You Might Be A Jedi If...(the “canadian” version)
-You are still in the queue for your cyborg hand.
-You keep voting for the evil emperor because "it's better the devil you know".
-Due to budget cuts, your army now consists of Jar Jar Binks and 3 thermal detonators.
-Chewbacca and Han Solo are legally married.
-You got arrested because you forgot to register your light saber.
-You don't have to worry about Jabba the Hut because he died of mad cow disease.
-You ever heard the phrase, "May the force be with you, eh."
-You have ever used the force to influence hockey games.

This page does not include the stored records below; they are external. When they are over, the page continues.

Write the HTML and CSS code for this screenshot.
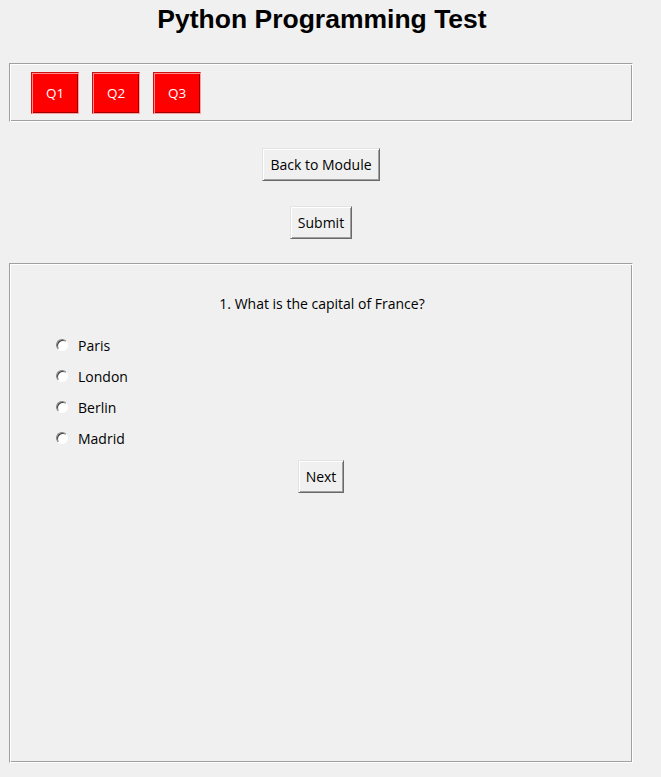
FILE: index.html
```html
<!DOCTYPE html>
<html>
<head>
<meta charset="utf-8">
<title>Python Programming Test</title>
<link rel="stylesheet" href="styles.css">
</head>
<body>
<div class="app">
  <h1 class="title">Python Programming Test</h1>
  <div class="frame nav-frame">
    <button class="qbtn">Q1</button>
    <button class="qbtn">Q2</button>
    <button class="qbtn">Q3</button>
  </div>
  <button class="btn back-btn">Back to Module</button>
  <button class="btn submit-btn">Submit</button>
  <div class="frame question-frame">
    <div class="question">1. What is the capital of France?</div>
    <div class="options">
      <label class="option"><span class="radio"></span><span class="opt-text">Paris</span></label>
      <label class="option"><span class="radio"></span><span class="opt-text">London</span></label>
      <label class="option"><span class="radio"></span><span class="opt-text">Berlin</span></label>
      <label class="option"><span class="radio"></span><span class="opt-text">Madrid</span></label>
    </div>
    <button class="btn next-btn">Next</button>
  </div>
</div>
</body>
</html>
```
FILE: styles.css
```css
html, body {
  margin: 0;
  padding: 0;
  background: #f0f0f0;
}
body {
  font-family: "Open Sans", "Noto Sans", sans-serif;
  font-size: 14px;
  color: #000;
}
.app {
  width: 624px;
  margin-left: 9px;
  display: flex;
  flex-direction: column;
  align-items: center;
}
.title {
  margin: 0;
  height: 63px;
  box-sizing: border-box;
  padding-top: 4px;
  padding-left: 2px;
  font-family: "Liberation Sans", Arial, sans-serif;
  font-weight: bold;
  font-size: 26.5px;
  line-height: 30px;
  color: #000;
}
.frame {
  box-sizing: border-box;
  width: 624px;
  border-top: 1px solid #a0a0a0;
  border-left: 1px solid #a0a0a0;
  border-bottom: 1px solid #ffffff;
  border-right: 1px solid #ffffff;
  box-shadow: inset 1px 1px 0 #ffffff, inset -1px -1px 0 #a0a0a0;
}
.nav-frame {
  height: 59px;
  display: flex;
  align-items: flex-start;
  gap: 13px;
  padding: 8px 0 0 21px;
}
.qbtn {
  box-sizing: border-box;
  width: 48px;
  height: 42px;
  margin: 0;
  padding: 0;
  background: #ff0000;
  color: #fff;
  font-family: "Open Sans", "Noto Sans", sans-serif;
  font-size: 13.5px;
  border-top: 1px solid #d01010;
  border-left: 1px solid #d01010;
  border-bottom: 1px solid #ffa0a0;
  border-right: 1px solid #ffa0a0;
  box-shadow: inset 1px 1px 0 #ff8c8c, inset -1px -1px 0 #a00000;
}
.btn {
  box-sizing: border-box;
  height: 33px;
  margin: 0;
  padding: 0 2px;
  background: #f0f0f0;
  color: #000;
  font-family: "Open Sans", "Noto Sans", sans-serif;
  font-size: 14px;
  border-top: 1px solid #e3e3e3;
  border-left: 1px solid #e3e3e3;
  border-bottom: 1px solid #696969;
  border-right: 1px solid #696969;
  box-shadow: inset 1px 1px 0 #ffffff, inset -1px -1px 0 #a0a0a0;
}
.back-btn {
  width: 118px;
  margin-top: 26px;
}
.submit-btn {
  width: 62px;
  margin-top: 25px;
}
.question-frame {
  margin-top: 24px;
  height: 500px;
  display: flex;
  flex-direction: column;
  align-items: center;
}
.question {
  margin-top: 30px;
  line-height: 20px;
  padding-left: 2px;
}
.options {
  align-self: stretch;
  display: flex;
  flex-direction: column;
  gap: 11px;
  padding-left: 46px;
  margin-top: 21px;
}
.option {
  display: flex;
  align-items: center;
  height: 20px;
  gap: 10px;
}
.radio {
  box-sizing: border-box;
  width: 12px;
  height: 12px;
  border-radius: 50%;
  background: #ffffff;
  border: 1px solid;
  border-color: #808080 #ffffff #ffffff #808080;
  box-shadow: inset 1px 1px 0 #404040;
}
.next-btn {
  width: 46px;
  margin-top: 12px;
}
```
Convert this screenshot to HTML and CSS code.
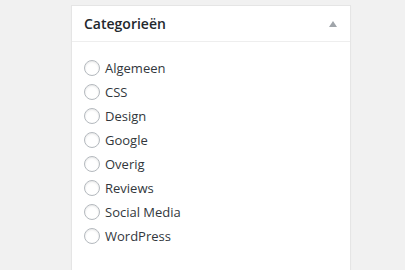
FILE: index.html
```html
<!DOCTYPE html>
<html lang="nl">
<head>
<meta charset="utf-8">
<link rel="stylesheet" href="styles.css">
</head>
<body>
<div class="page">
  <div class="postbox">
    <div class="hndle">
      <h2 class="title">Categorieën</h2>
      <span class="toggle"></span>
    </div>
    <ul class="checklist">
      <li><label><input type="radio" name="cat"><span>Algemeen</span></label></li>
      <li><label><input type="radio" name="cat"><span>CSS</span></label></li>
      <li><label><input type="radio" name="cat"><span>Design</span></label></li>
      <li><label><input type="radio" name="cat"><span>Google</span></label></li>
      <li><label><input type="radio" name="cat"><span>Overig</span></label></li>
      <li><label><input type="radio" name="cat"><span>Reviews</span></label></li>
      <li><label><input type="radio" name="cat"><span>Social Media</span></label></li>
      <li><label><input type="radio" name="cat"><span>WordPress</span></label></li>
    </ul>
  </div>
</div>
</body>
</html>
```

FILE: styles.css
```css
html, body {
  margin: 0;
  padding: 0;
  background: #f1f1f1;
  font-family: "Open Sans", "Liberation Sans", sans-serif;
  height: 100%;
  overflow: hidden;
}
.page {
  padding: 5px 0 0 71px;
  height: 100%;
  box-sizing: border-box;
}
.postbox {
  width: 280px;
  height: 100%;
  box-sizing: border-box;
  background: #fff;
  border: 1px solid #e5e5e5;
  border-bottom: none;
  box-shadow: 0 1px 1px rgba(0,0,0,.04);
}
.hndle {
  display: flex;
  align-items: center;
  justify-content: space-between;
  height: 35px;
  padding: 0 12px;
  border-bottom: 1px solid #eee;
}
.title {
  margin: 0;
  font-size: 14px;
  font-weight: 600;
  color: #23282d;
  line-height: 1.4;
}
.toggle {
  width: 0;
  height: 0;
  border-left: 4.5px solid transparent;
  border-right: 4.5px solid transparent;
  border-bottom: 6px solid #a0a5aa;
  margin-right: 1px;
  margin-top: 1px;
}
.checklist {
  list-style: none;
  margin: 0;
  padding: 14px 12px 0;
}
.checklist li {
  height: 24px;
  display: flex;
  align-items: center;
}
.checklist label {
  display: flex;
  align-items: center;
  gap: 5px;
  font-size: 13px;
  color: #32373c;
}
.checklist input {
  -webkit-appearance: none;
  appearance: none;
  margin: 0;
  width: 16px;
  height: 16px;
  border-radius: 50%;
  border: 1px solid #b4b9be;
  background: #fff;
  box-shadow: inset 0 1px 2px rgba(0,0,0,.1);
  box-sizing: border-box;
}
```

-The majority of your fellow Jedi vote "dark side" (especially the Ontario and Toronto ones).
-You think the ice world of Hoth "ain't so cold".
-You can't actually use you light saber because it has to have a saber lock on it at all times and be locked inside a saber safe with the light in a separate locked receptacle.
-All your spacecraft have all been grounded due to the KYOTO agreement.
-You were refused a position on the Jedi council because weren't fluently bilingual.
-Your Ewoks build dams.
-You believe the Death Star is only destroying planets because of its history of poverty, and if you are nice to it, it will go away.
-All pod racing advertising contracts went to friends of the Emperor.
-You have used your lightsaber as a source of heat.
-You have used your lightsaber to cut the blocks of ice for your ice diving... (a minor change here)
-You have sliced open a moose to escape the harsh cold of the average Canadian winter.
-Your lightsaber has a bottle opener on it.
-The storm troopers raiding your home and place of business wear red serge.